Sanders' foreign-policy record also included consistent calls for a peaceful resolution to the long-standing U.S. face-off with the former Soviet Union. He and his second wife, Jane O'Meara Sanders, honeymooned in the USSR in the late '80s partly as a conciliatory gesture.

In his interview last month with Vox, Sanders spoke eloquently on the imperative of preserving peace.

"I'm not a pacifist," Sanders said, "and I understand that sometimes you do have to go to war. I think war is the very, very, very last option. People know that we lost 6,700 brave men and women in Iraq and Afghanistan. They don't know that 500,000 came home with post-traumatic stress disorder and traumatic brain injury, and they don't know what that has done to those individuals and to their families. Before you go to war, you explore every other option."
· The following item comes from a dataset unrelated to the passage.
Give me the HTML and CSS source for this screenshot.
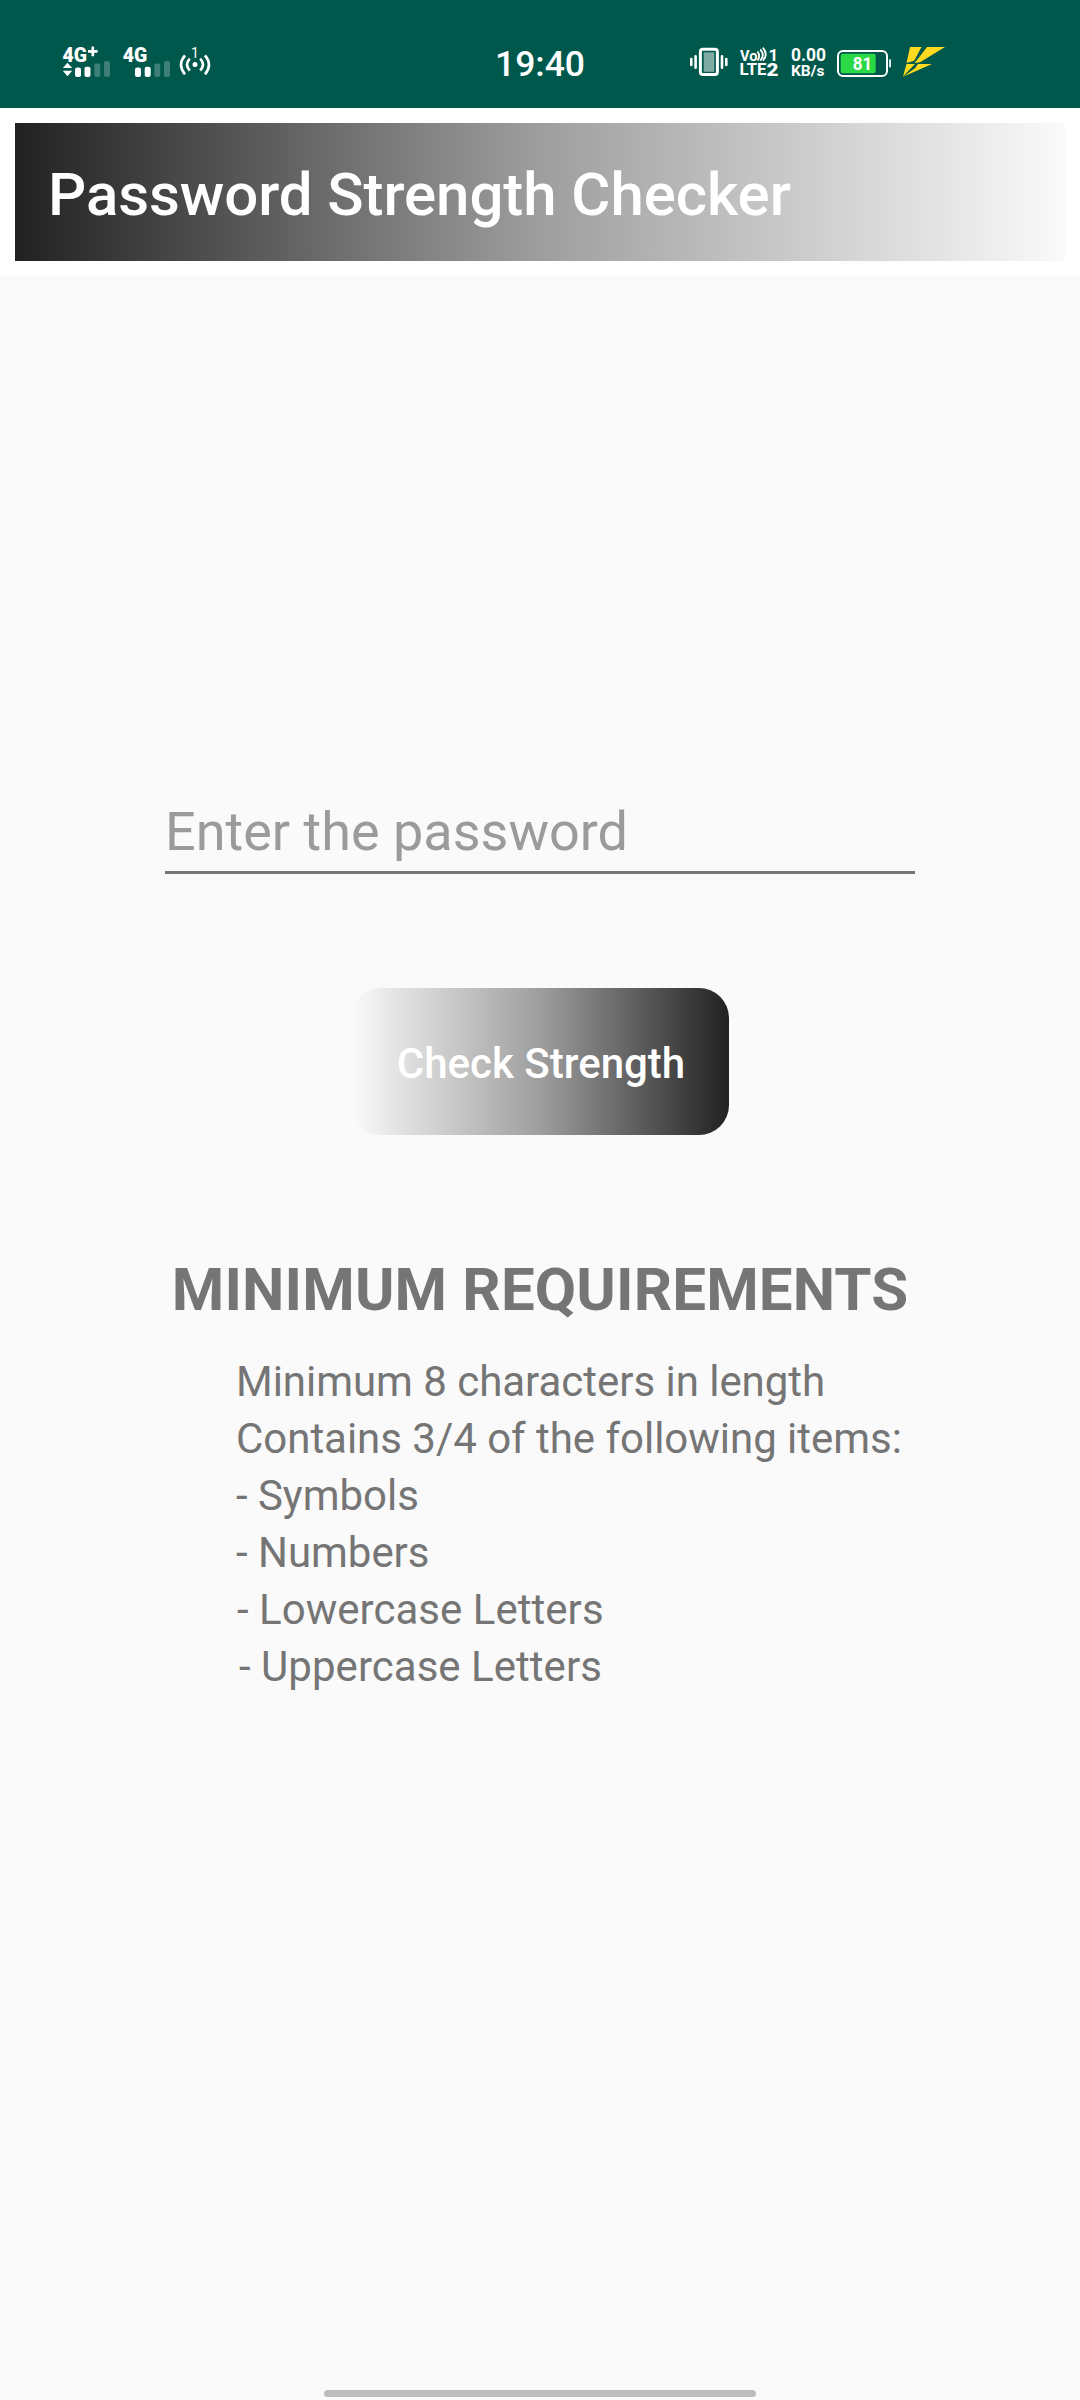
FILE: index.html
```html
<!DOCTYPE html>
<html lang="en">
<head>
<meta charset="utf-8">
<title>Password Strength Checker</title>
<link rel="stylesheet" href="styles.css">
</head>
<body>
<div class="screen">
  <div class="status">
    <svg class="icon signal-one" viewBox="60 40 54 44" width="54" height="44">
      <text x="62.5" y="61.7" font-size="20" font-weight="900" textLength="24.5" lengthAdjust="spacingAndGlyphs">4G</text>
      <path d="M88 50.1h3.5v-3.5h2.6v3.5h3.5v2.7h-3.5v3.5h-2.6v-3.5H88zM67.5 62.7l4.7 5.3h-9.4zM67.5 76.3l4.7-5.6h-9.4z"/>
      <rect x="75" y="67.5" width="6" height="9.5" rx="2"/>
      <rect x="84.5" y="66.7" width="6" height="10.3" rx="2"/>
      <g opacity=".24"><rect x="94.3" y="63.5" width="6" height="13.5" rx="2"/><rect x="104" y="61" width="6" height="16" rx="2"/></g>
    </svg>
    <svg class="icon signal-two" viewBox="120 40 54 44" width="54" height="44">
      <text x="122.7" y="61.7" font-size="20" font-weight="900" textLength="24.5" lengthAdjust="spacingAndGlyphs">4G</text>
      <rect x="135" y="67.5" width="6" height="9.5" rx="2"/>
      <rect x="144.7" y="66.7" width="6" height="10.3" rx="2"/>
      <g opacity=".24"><rect x="154.3" y="63.5" width="6" height="13.5" rx="2"/><rect x="164" y="61" width="6" height="16" rx="2"/></g>
    </svg>
    <svg class="icon hotspot" viewBox="178 40 36 44" width="36" height="44">
      <text x="195" y="58.2" font-size="14" text-anchor="middle">1</text>
      <circle cx="195" cy="64.5" r="2.5"/>
      <path class="line" d="M189.8 58.6q-5.6 6 0 12M200.2 58.6q5.6 6 0 12M185 55.3q-8 9.5 0 19M205 55.3q8 9.5 0 19"/>
    </svg>
    <span class="time">19:40</span>
    <svg class="icon vibrate" viewBox="688 40 42 44" width="42" height="44">
      <rect x="700.4" y="49.2" width="17" height="25.4" rx="2.5" fill="none" stroke="#fff" stroke-width="3"/>
      <rect x="703.7" y="52.3" width="10.6" height="19.5" opacity=".5"/>
      <path class="line" stroke-linecap="round" d="M695.6 56.2v11.6M691.3 59v6M722 56.2v11.6M726.3 59v6"/>
    </svg>
    <svg class="icon volte" viewBox="738 40 42 44" width="42" height="44">
      <text x="740" y="60.5" font-size="15.5" font-weight="700" textLength="17.5" lengthAdjust="spacingAndGlyphs">Vo</text>
      <path fill="none" stroke="#fff" stroke-width="1.8" d="M757.5 51.5q3.3 4.5 0 9M760.3 49.3q5 6 0 11.3M762.8 47.7q6 7 0 13"/>
      <text x="768.5" y="60.5" font-size="17" font-weight="700">1</text>
      <text x="739.5" y="75.3" font-size="16.5" font-weight="700" textLength="27" lengthAdjust="spacingAndGlyphs">LTE</text>
      <text x="766.5" y="75.5" font-size="18" font-weight="900" textLength="12" lengthAdjust="spacingAndGlyphs">2</text>
    </svg>
    <svg class="icon speed" viewBox="788 40 42 44" width="42" height="44">
      <text x="791" y="60.7" font-size="17.5" font-weight="700" textLength="35" lengthAdjust="spacingAndGlyphs">0.00</text>
      <text x="791" y="75.7" font-size="15" font-weight="700" textLength="33.5" lengthAdjust="spacingAndGlyphs">KB/s</text>
    </svg>
    <svg class="icon battery" viewBox="834 40 60 44" width="60" height="44">
      <rect x="838" y="51" width="49" height="25" rx="5" fill="none" stroke="#fff" stroke-width="2"/>
      <rect x="840.7" y="53.7" width="35" height="19.6" rx="2" fill="#2bd845"/>
      <rect x="889.2" y="59.3" width="1.7" height="8"/>
      <text x="852.8" y="70.2" font-size="17.5" font-weight="700" textLength="19.5" lengthAdjust="spacingAndGlyphs">81</text>
    </svg>
    <svg class="icon bolt" viewBox="900 40 48 44" width="48" height="44">
      <path fill="#fdd91f" d="M910 47h11.5l-7.3 13.7-7.7 2.2zM927 47h18L920.5 62l-6 1.3zM906.5 64h8.5L903 76.5zM918 64h14L903 76.8l12-8.5z"/>
    </svg>
  </div>
  <header class="appbar"><h1 class="title">Password Strength Checker</h1></header>
  <main class="content">
    <input class="password" type="text" placeholder="Enter the password">
    <button class="check" type="button">Check Strength</button>
    <h2 class="heading">MINIMUM REQUIREMENTS</h2>
    <ul class="rules">
      <li>Minimum 8 characters in length</li>
      <li>Contains 3/4 of the following items:</li>
      <li>- Symbols</li>
      <li>- Numbers</li>
      <li class="lower">- Lowercase Letters</li>
      <li class="upper">- Uppercase Letters</li>
    </ul>
  </main>
  <div class="handle"></div>
</div>
</body>
</html>
```
FILE: styles.css
```css
* { box-sizing: border-box; margin: 0; padding: 0; }
body { font-family: Roboto, sans-serif; background: #fafafa; }
.screen { width: 1080px; height: 2400px; display: flex; flex-direction: column; align-items: center; overflow: hidden; }

.status { width: 100%; height: 108px; flex: none; display: flex; align-items: flex-start; padding: 40px 0 0 60px; background: #00574b; color: #fff; }
.icon { flex: none; fill: #fff; font-family: Roboto, sans-serif; }
.line { fill: none; stroke: #fff; stroke-width: 2.6; }
.signal-two { margin-left: 6px; }
.hotspot { margin-left: 4px; }
.time { width: 110px; margin-left: 271px; text-align: center; font-size: 35.5px; line-height: 48px; font-weight: 500; }
.vibrate { margin-left: 93px; }
.volte { margin-left: 8px; }
.speed { margin-left: 8px; }
.battery { margin-left: 4px; }
.bolt { margin-left: 6px; }

.appbar { width: 100%; height: 168px; flex: none; border: 15px solid #fff; background: linear-gradient(90deg, #212121, #9e9e9e 50%, #fafafa) padding-box; display: flex; align-items: center; padding-left: 33px; }
.title { font-size: 60px; line-height: 70px; font-weight: 500; letter-spacing: -0.08px; color: #fff; padding-top: 5px; }

.content { flex: 1; display: flex; flex-direction: column; align-items: center; padding-top: 512px; }
.password { width: 750px; height: 86px; border: 0; border-bottom: 3px solid #757575; outline: 0; background: none; font: 400 54px/64px Roboto, sans-serif; padding-top: 4px; }
.password::placeholder { color: #9b9b9b; opacity: 1; }
.check { width: 378px; height: 147px; margin-top: 114px; border: 0; border-radius: 30px; background: linear-gradient(90deg, #fafafa, #9e9e9e 50%, #212121); color: #fff; font: 500 42px/50px Roboto, sans-serif; padding: 5px 0 0 2px; }
.heading { margin-top: 120px; font-size: 60px; line-height: 70px; font-weight: 700; letter-spacing: 0.14px; color: #757575; }
.rules { width: 672px; margin-top: 28px; align-self: flex-start; margin-left: 71px; list-style: none; font-size: 42px; line-height: 57px; letter-spacing: -0.03px; color: #757575; }
.lower { padding-left: 1px; letter-spacing: 0.03px; }
.upper { padding-left: 3px; letter-spacing: 0.03px; }

.handle { width: 432px; height: 7px; flex: none; margin-bottom: 3px; border-radius: 4px; background: #bdbdbd; }
```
Such comments lead Dangl, the Toward Freedom editor, to suggest that Sanders, "compared to the other candidates, would be less prone to start a new war in the Middle East."

Dangl also lauded the senator's rejection of the Trans-Pacific Partnership, a trade agreement pushed by President Obama. Like Sanders, Dangl argued that the proposed deal would harm American workers and, in Dangl's words, "deepen the gap between the wealthy and the poor, globally."

On another macro issue — climate change — many internationally minded U.S. progressives view Sanders as by far the best candidate.

"I happen to believe that when you talk about foreign policy, at the very top of the list is the need for the United States to lead the world, to work with China, work with Russia, work with India in transforming our energy system away from fossil fuels and into energy efficiency and sustainable energy," Sanders told Vox. "This is not just an environmental issue; this is also a global national security issue as well."

Presidential elections don't lend themselves to wonky disquisitions on climate change or Asian trade. Voter perceptions are more likely to turn on how a candidate responds to a debate moderator's "gotcha" question — such as, "Who's the president of South Africa?"

Sanders has 10 weeks to do his homework. Clinton has already handed hers in.